GIVEN MATERIAL:

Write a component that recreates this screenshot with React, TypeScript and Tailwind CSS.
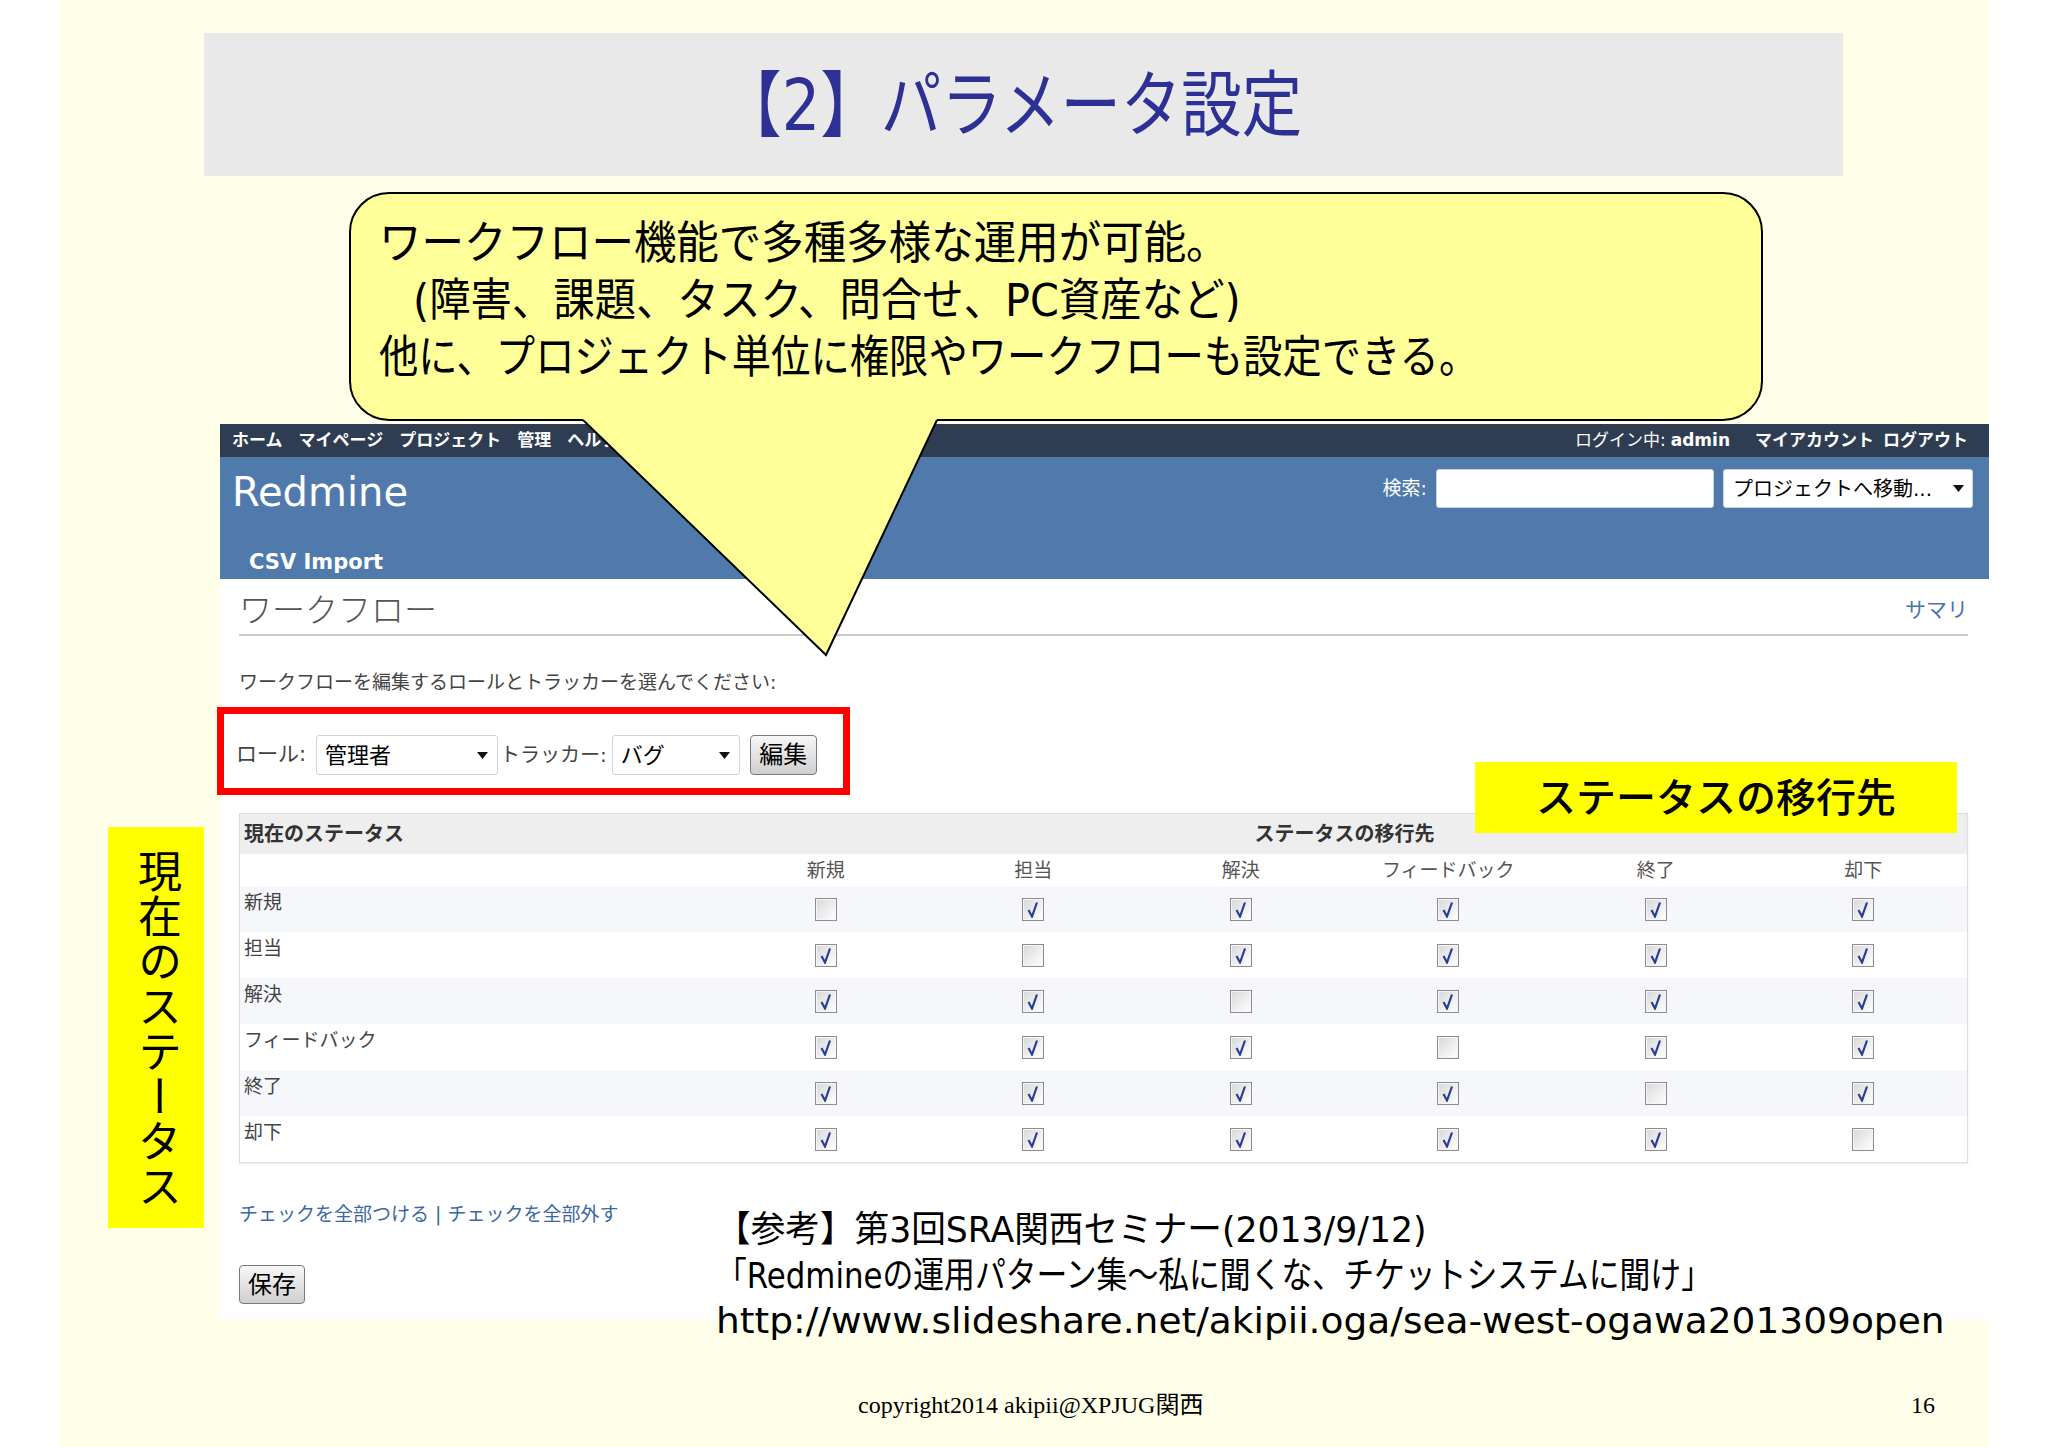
import React from "react";

const STATUSES = ["新規", "担当", "解決", "フィードバック", "終了", "却下"];

function Check({ on }: { on: boolean }) {
  return (
    <div className="w-[22px] h-[23px] border border-[#8b8d8f] bg-linear-to-br from-[#d6d7d8] via-[#ececec] to-white flex items-center justify-center shadow-[inset_0_0_0_1px_#f6f6f6]">
      {on && (
        <svg width="14" height="17" viewBox="0 0 14 17">
          <path d="M2.5 9 L6 15.5 L11 1.5" fill="none" stroke="#2a3c96" strokeWidth="2.2" />
        </svg>
      )}
    </div>
  );
}

function Arrow() {
  return (
    <svg width="11" height="7" viewBox="0 0 11 7">
      <path d="M0 0H11L5.5 7Z" fill="#111111" />
    </svg>
  );
}

export default function App() {
  return (
    <div className="w-[2048px] h-[1447px] bg-white overflow-hidden [font-family:'DejaVu_Sans','Noto_Sans_CJK_JP',sans-serif]">
      <div className="relative ml-[59px] w-[1930px] h-[1447px] bg-[#fffee8] flex flex-col items-start">
        {/* Title band */}
        <div className="ml-[145px] mt-[33px] w-[1639px] h-[143px] bg-[#e9e9e9] flex items-center justify-center">
          <span className="inline-block scale-x-[0.84] text-[72px] leading-none text-[#2d3094] whitespace-nowrap -translate-x-[12px]">
            【2】パラメータ設定
          </span>
        </div>

        {/* Callout */}
        <div className="ml-[290px] mt-[16px] w-[1414px] h-[229px] rounded-[40px] border-2 border-black bg-[#ffff99] pl-[28px] pt-[21px] text-[45px] leading-[57px] text-black">
          <div className="origin-left scale-x-[0.944] whitespace-nowrap">ワークフロー機能で多種多様な運用が可能。</div>
          <div className="origin-left scale-x-[0.92] whitespace-nowrap pl-[37px]">(障害、課題、タスク、問合せ、PC資産など)</div>
          <div className="origin-left scale-x-[0.874] whitespace-nowrap">他に、プロジェクト単位に権限やワークフローも設定できる。</div>
        </div>

        {/* Redmine screenshot */}
        <div className="ml-[161px] mt-[3px] w-[1769px] bg-white flex flex-col">
          <div className="h-[33px] bg-[#2e3d52] flex items-center justify-between pl-[12px] pr-[21px] text-[17px] font-bold text-white">
            <div className="flex gap-[16px]">
              <span>ホーム</span>
              <span>マイページ</span>
              <span>プロジェクト</span>
              <span>管理</span>
              <span>ヘルプ</span>
            </div>
            <div className="flex items-center">
              <span className="font-normal">ログイン中:</span>
              <span className="ml-[5px]">admin</span>
              <span className="ml-[25px]">マイアカウント</span>
              <span className="ml-[9px]">ログアウト</span>
            </div>
          </div>

          <div className="h-[122px] bg-[#507aab] flex flex-col justify-between">
            <div className="flex justify-between items-start pt-[11px] pl-[12px] pr-[16px]">
              <div className="text-[40px] leading-[48px] text-white">Redmine</div>
              <div className="flex items-center gap-[9px] mt-[1px]">
                <span className="text-[19px] text-white">検索:</span>
                <div className="w-[278px] h-[39px] bg-white rounded-[3px] border border-[#c9d3de]" />
                <div className="w-[250px] h-[39px] bg-white rounded-[3px] border border-[#c9d3de] flex items-center justify-between pl-[9px] pr-[8px] text-[20px] text-black">
                  <span>プロジェクトへ移動...</span>
                  <Arrow />
                </div>
              </div>
            </div>
            <div className="pl-[29px] pb-[4px] text-[21px] leading-[25px] font-bold text-white">CSV Import</div>
          </div>

          <div className="pl-[19px] pr-[21px] pt-[12px] pb-[15px] flex flex-col">
            <div className="flex items-center justify-between border-b-2 border-[#cccccc] pb-[3px]">
              <span className="text-[33px] leading-[40px] text-[#555555] font-light">ワークフロー</span>
              <span className="text-[21px] text-[#4d74a8]">サマリ</span>
            </div>
            <div className="mt-[33px] text-[19px] leading-[26px] text-[#444444]">
              ワークフローを編集するロールとトラッカーを選んでください:
            </div>
            <div className="mt-[40px] -ml-[3px] h-[40px] flex items-center text-[21px] text-[#444444]">
              <span>ロール:</span>
              <div className="ml-[10px] w-[182px] h-[40px] bg-white rounded-[3px] border border-[#d4d4d4] flex items-center justify-between pl-[8px] pr-[9px] text-[22px] text-black">
                <span>管理者</span>
                <Arrow />
              </div>
              <span className="ml-[2px] text-[20px]">トラッカー:</span>
              <div className="ml-[5px] w-[128px] h-[40px] bg-white rounded-[3px] border border-[#d4d4d4] flex items-center justify-between pl-[8px] pr-[9px] text-[22px] text-black">
                <span>バグ</span>
                <Arrow />
              </div>
              <div className="ml-[10px] w-[67px] h-[40px] rounded-[4px] border border-[#7a7a7a] bg-linear-to-b from-[#f7f7f7] to-[#cfcfcf] flex items-center justify-center text-[24px] text-black">
                編集
              </div>
            </div>

            {/* Table */}
            <div className="mt-[38px] border border-[#dddddd] shadow-[0_1px_2px_rgba(0,0,0,0.08)]">
              <div className="grid grid-cols-[482px_repeat(6,minmax(0,1fr))] h-[40px] bg-[#eeeeee] items-center text-[20px] font-bold text-[#333333]">
                <div className="pl-[4px]">現在のステータス</div>
                <div className="col-span-6 text-center">ステータスの移行先</div>
              </div>
              <div className="grid grid-cols-[482px_repeat(6,minmax(0,1fr))] h-[32px] items-center text-[19px] text-[#555555]">
                <div />
                {STATUSES.map((s) => (
                  <div key={s} className="text-center">
                    {s}
                  </div>
                ))}
              </div>
              {STATUSES.map((row, i) => (
                <div
                  key={row}
                  className={
                    i % 2 === 0
                      ? "grid grid-cols-[482px_repeat(6,minmax(0,1fr))] h-[46px] bg-[#f5f7fa]"
                      : "grid grid-cols-[482px_repeat(6,minmax(0,1fr))] h-[46px] bg-white"
                  }
                >
                  <div className="pl-[4px] pt-[3px] text-[19px] leading-[26px] text-[#444444]">{row}</div>
                  {STATUSES.map((col, j) => (
                    <div key={col} className="flex items-center justify-center">
                      <Check on={i !== j} />
                    </div>
                  ))}
                </div>
              ))}
            </div>

            <div className="mt-[38px] text-[19px] leading-[26px] text-[#3b67a3]">
              チェックを全部つける | チェックを全部外す
            </div>
            <div className="mt-[38px] self-start w-[66px] h-[39px] rounded-[4px] border border-[#7a7a7a] bg-linear-to-b from-[#f7f7f7] to-[#cfcfcf] flex items-center justify-center text-[24px] text-black">
              保存
            </div>
          </div>
        </div>

        {/* Footer */}
        <div className="mt-[71px] w-full flex items-center text-[24px] leading-[30px] text-black [font-family:'Liberation_Serif','Noto_Sans_CJK_JP',serif]">
          <span className="ml-[799px]">copyright2014 akipii@XPJUG関西</span>
          <span className="ml-auto mr-[54px]">16</span>
        </div>

        {/* Overlays */}
        <svg className="absolute left-[520px] top-[410px]" width="370" height="250" viewBox="0 0 370 250">
          <polygon points="4,0 358,0 358,10 247,245 4,10" fill="#ffff99" />
          <polyline points="4,10 247,245 358,10" fill="none" stroke="#000000" strokeWidth="2" />
        </svg>

        <div className="absolute left-[49px] top-[827px] w-[96px] h-[401px] bg-[#ffff00] flex justify-center pt-[22px]">
          <span className="[writing-mode:vertical-rl] text-[44px] leading-none tracking-[1px] text-black">
            現在のステータス
          </span>
        </div>

        <div className="absolute left-[158px] top-[707px] w-[633px] h-[88px] border-[7px] border-[#ff0000]" />

        <div className="absolute left-[1416px] top-[762px] w-[482px] h-[71px] bg-[#ffff00] flex items-center justify-center text-[40px] font-medium text-black">
          ステータスの移行先
        </div>

        <div className="absolute left-[657px] top-[1207px] text-[36px] leading-[45.5px] text-black whitespace-nowrap">
          <div className="origin-left scale-x-[0.962]">【参考】第3回SRA関西セミナー(2013/9/12)</div>
          <div className="origin-left scale-x-[0.856]">「Redmineの運用パターン集〜私に聞くな、チケットシステムに聞け」</div>
          <div className="origin-left scale-x-[1.042]">http://www.slideshare.net/akipii.oga/sea-west-ogawa201309open</div>
        </div>
      </div>
    </div>
  );
}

STATED GOAL: Say how many lines of the data hold the string "React". Reply with the number alone.

SOLUTION: 2